I study how states destroy minority communities. The mechanisms differ, but the sequence is stable: the community is redefined as an agent of a foreign enemy; surveillance and harassment become routine; violence is outsourced to actors who provide deniability; each escalation is met with statements of concern and insufficient action, which the perpetrators correctly interpret as permission to continue. The Islamic Republic of Iran has been running this sequence against Jewish communities worldwide for more than thirty years. The war did not create the campaign. It accelerated it. And the Western response—designations, expulsions, joint statements—has not yet caught up with what is, by any honest assessment, a state-directed war against a civilian population conducted across five continents.

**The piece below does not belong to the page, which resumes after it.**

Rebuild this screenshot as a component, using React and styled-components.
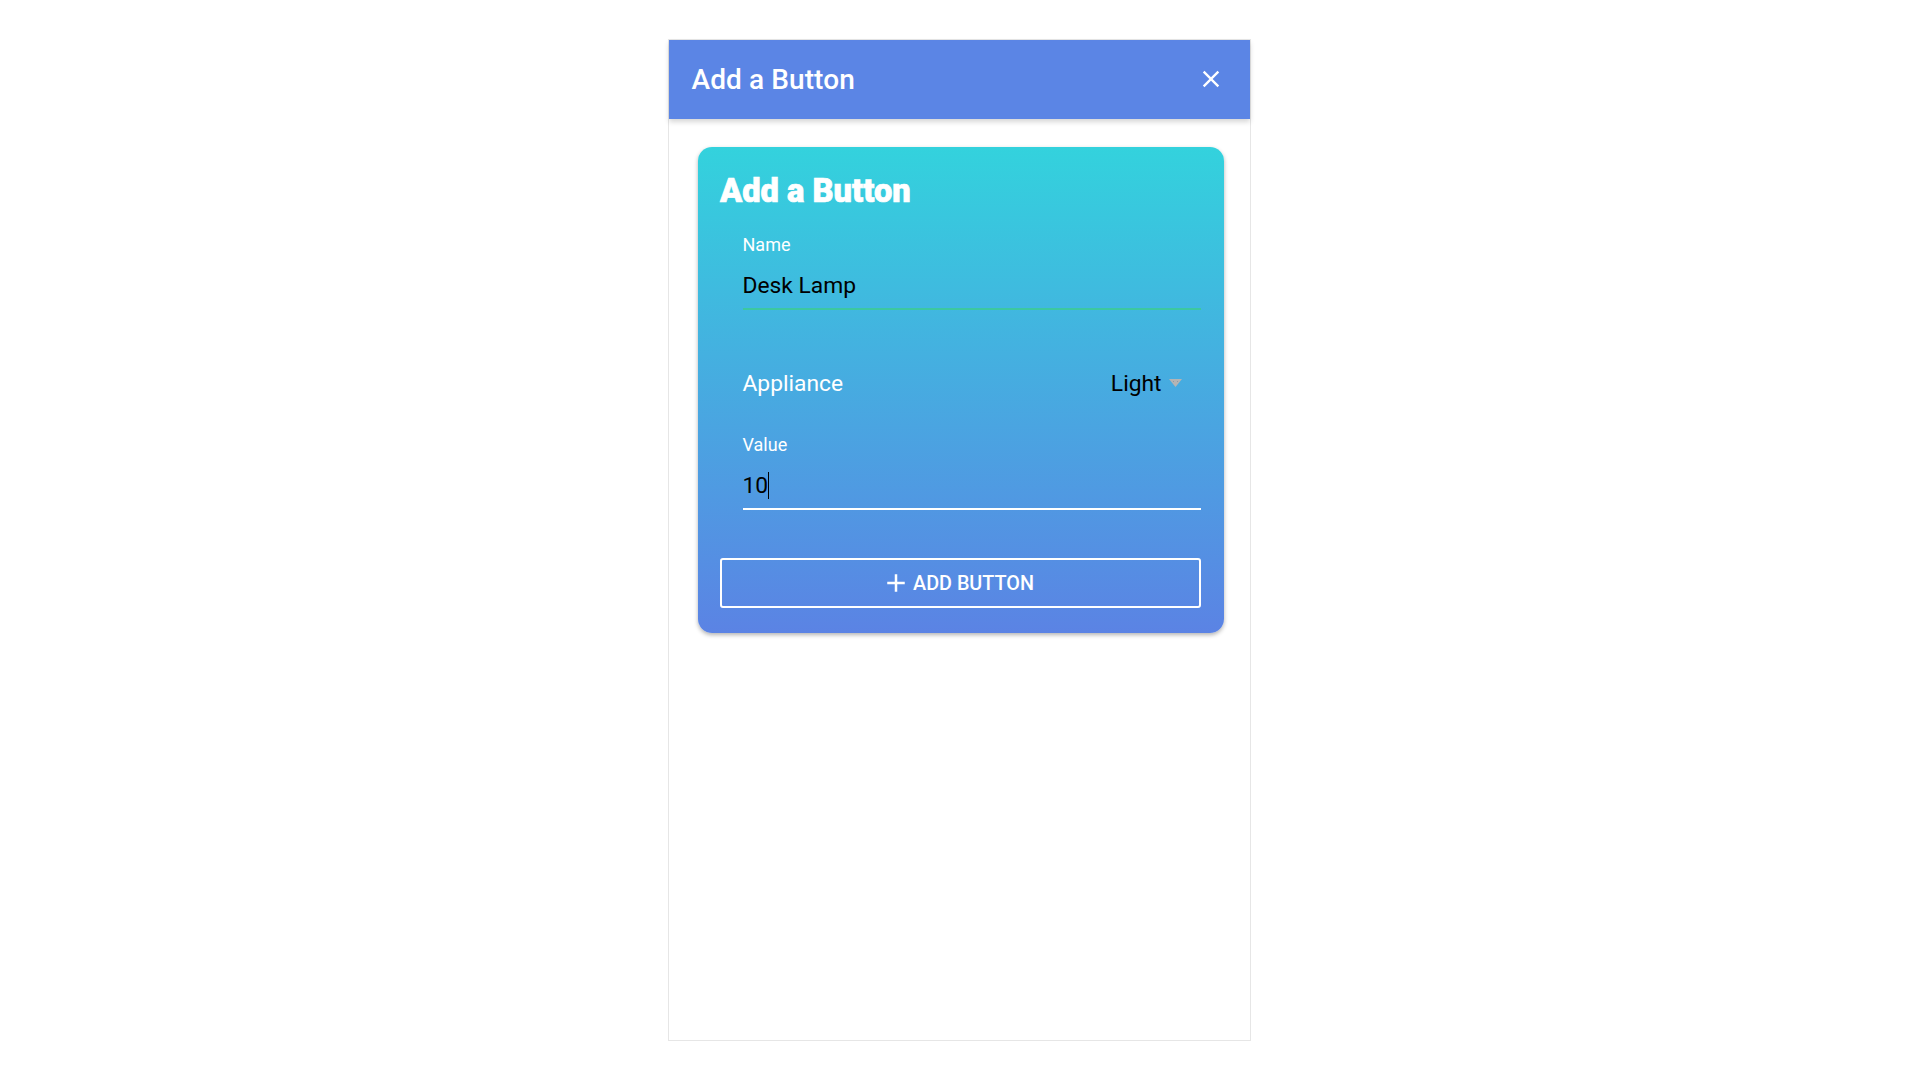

Take the doctrine. In 1994, a truck bomb destroyed the AMIA Jewish community center in Buenos Aires, killing 85 people. Argentine prosecutor Alberto Nisman spent years building a case that the bombing was approved at the highest levels of the Iranian government and carried out by Hizballah. Nisman was found dead in his apartment in 2015, the night before he was to present his findings to Congress. In April 2024, Argentina’s Court of Cassation ruled that Iran planned the attack. The man Nisman identified as having approved the operation was Ahmad Vahidi, then the founding commander of the IRGC’s Quds Force. Vahidi is wanted by........

© The Times of Israel (Blogs)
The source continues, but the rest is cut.